Data section:
##########

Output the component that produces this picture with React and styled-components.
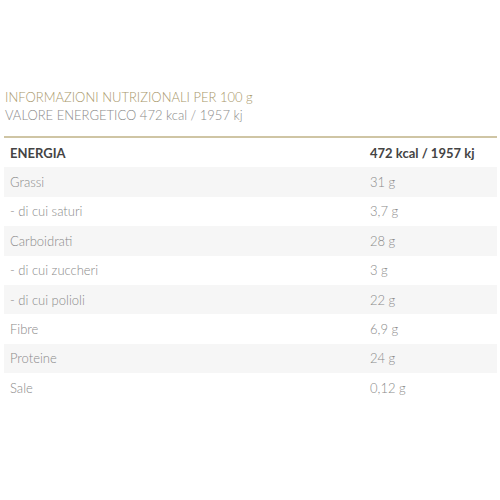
import React from "react";
import styled, { createGlobalStyle } from "styled-components";

const Global = createGlobalStyle`
  html, body { margin: 0; padding: 0; background: #fff; }
  body { font-family: Lato, "Open Sans", sans-serif; }
`;

const Page = styled.div`
  width: 500px;
  height: 500px;
  box-sizing: border-box;
  padding: 88px 3px 0 4px;
`;

const Heading = styled.div`
  padding-left: 1px;
  font-size: 13px;
  font-weight: 300;
  line-height: 18px;
  color: ${(p) => (p.$gold ? "#a8976a" : "#8a8a8a")};
`;

const Table = styled.div`
  margin-top: 12px;
  border-top: 2px solid #cfc5a4;
  display: flex;
  flex-direction: column;
`;

const Row = styled.div`
  display: grid;
  grid-template-columns: 362px 1fr;
  height: 29.4px;
  align-items: center;
  background: ${(p) => (p.$shade ? "#f6f6f6" : "#fff")};
`;

const Cell = styled.div`
  padding-left: ${(p) => (p.$value ? "4px" : "6px")};
  font-size: 13px;
  font-weight: ${(p) => (p.$head ? 700 : 300)};
  color: ${(p) => (p.$head ? "#444" : "#8a8a8a")};
  white-space: nowrap;
`;

const rows = [
  ["Grassi", "31 g"],
  ["- di cui saturi", "3,7 g"],
  ["Carboidrati", "28 g"],
  ["- di cui zuccheri", "3 g"],
  ["- di cui polioli", "22 g"],
  ["Fibre", "6,9 g"],
  ["Proteine", "24 g"],
  ["Sale", "0,12 g"],
];

export default function App() {
  return (
    <Page>
      <Global />
      <Heading $gold>INFORMAZIONI NUTRIZIONALI PER 100 g</Heading>
      <Heading>VALORE ENERGETICO 472 kcal / 1957 kj</Heading>
      <Table>
        <Row>
          <Cell $head>ENERGIA</Cell>
          <Cell $head $value>472 kcal / 1957 kj</Cell>
        </Row>
        {rows.map(([k, v], i) => (
          <Row key={k} $shade={i % 2 === 0}>
            <Cell>{k}</Cell>
            <Cell $value>{v}</Cell>
          </Row>
        ))}
      </Table>
    </Page>
  );
}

##########

What to do: Quote every line word for word and keep the images out of the copy.

Task output:
Output the component that produces this picture with React and styled-components.
import React from "react";
import styled, { createGlobalStyle } from "styled-components";

const Global = createGlobalStyle`
  html, body { margin: 0; padding: 0; background: #fff; }
  body { font-family: Lato, "Open Sans", sans-serif; }
`;

const Page = styled.div`
  width: 500px;
  height: 500px;
  box-sizing: border-box;
  padding: 88px 3px 0 4px;
`;

const Heading = styled.div`
  padding-left: 1px;
  font-size: 13px;
  font-weight: 300;
  line-height: 18px;
  color: ${(p) => (p.$gold ? "#a8976a" : "#8a8a8a")};
`;

const Table = styled.div`
  margin-top: 12px;
  border-top: 2px solid #cfc5a4;
  display: flex;
  flex-direction: column;
`;

const Row = styled.div`
  display: grid;
  grid-template-columns: 362px 1fr;
  height: 29.4px;
  align-items: center;
  background: ${(p) => (p.$shade ? "#f6f6f6" : "#fff")};
`;

const Cell = styled.div`
  padding-left: ${(p) => (p.$value ? "4px" : "6px")};
  font-size: 13px;
  font-weight: ${(p) => (p.$head ? 700 : 300)};
  color: ${(p) => (p.$head ? "#444" : "#8a8a8a")};
  white-space: nowrap;
`;

const rows = [
  ["Grassi", "31 g"],
  ["- di cui saturi", "3,7 g"],
  ["Carboidrati", "28 g"],
  ["- di cui zuccheri", "3 g"],
  ["- di cui polioli", "22 g"],
  ["Fibre", "6,9 g"],
  ["Proteine", "24 g"],
  ["Sale", "0,12 g"],
];

export default function App() {
  return (
    <Page>
      <Global />
      <Heading $gold>INFORMAZIONI NUTRIZIONALI PER 100 g</Heading>
      <Heading>VALORE ENERGETICO 472 kcal / 1957 kj</Heading>
      <Table>
        <Row>
          <Cell $head>ENERGIA</Cell>
          <Cell $head $value>472 kcal / 1957 kj</Cell>
        </Row>
        {rows.map(([k, v], i) => (
          <Row key={k} $shade={i % 2 === 0}>
            <Cell>{k}</Cell>
            <Cell $value>{v}</Cell>
          </Row>
        ))}
      </Table>
    </Page>
  );
}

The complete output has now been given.